Mazda is also working to reel in spiff spending, though that has been easier to do in a tight market where incentives are falling across the board. Mazda’s U.S. outlays dropped 23 percent to $2,196 last year, below the industry average of $2,764, according to figures from Motor Intelligence.
But the industry average fell more steeply, retreating some 30 percent. And Mazda’s average was still higher than such rivals as Toyota, Honda, Hyundai and Subaru. Mazda will have to maintain that discipline as industry supply rebounds and competition heats up again.
But Aoyama is betting Mazda’s rush of new vehicles will help it hold the line.

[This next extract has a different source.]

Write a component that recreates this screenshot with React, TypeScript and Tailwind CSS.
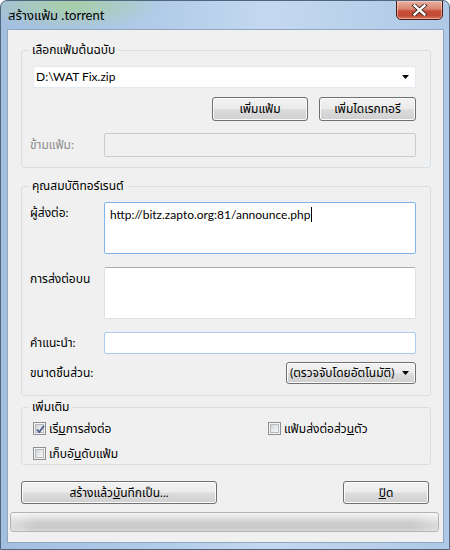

Mazda also plans to drastically scale back traditional mass-market spending in the U.S. It will instead focus on tailored digital marketing for more “one-to-one communication” with customers, which Aoyama said is not only more effective, but cheaper.
The company’s website will use more sophisticated software to customize landing pages to the profile and interests of individual customers, improving engagement and hopefully converting more clicks to buys.
The overhauled digital marketing campaign will begin with the launch of the large-product platform, Aoyama said.
“We lost a lot of money the old way,” Aoyama said. “It can’t be considered an investment.”
Meanwhile, Mazda’s U.S. dealership network is on track to renew facilities at some 330 outlets in key markets where growth is anticipated, including New York; Los Angeles; Chicago; Austin, Texas; Orlando; Miami; and Minneapolis. More than 200 facilities have already been refurbished, and about 100 more will be completed within the coming year, Aoyama said.
Those improvements helped Mazda climb to No. 3 among mass-market brands on J.D. Power’s Customer Service Index Study this year. In 2019, it languished near the bottom, at No. 14.
Executives say Mazda is moving up exactly because of such incremental improvements.
“We don’t say we want to become premium. We just say we want to strengthen our brand,” said Hiroyuki Matsumoto, Mazda’s vehicle development and product planning chief.
“We want to have a premium relationship with our customers,” he said. “That’s what we call Mazda Premium.”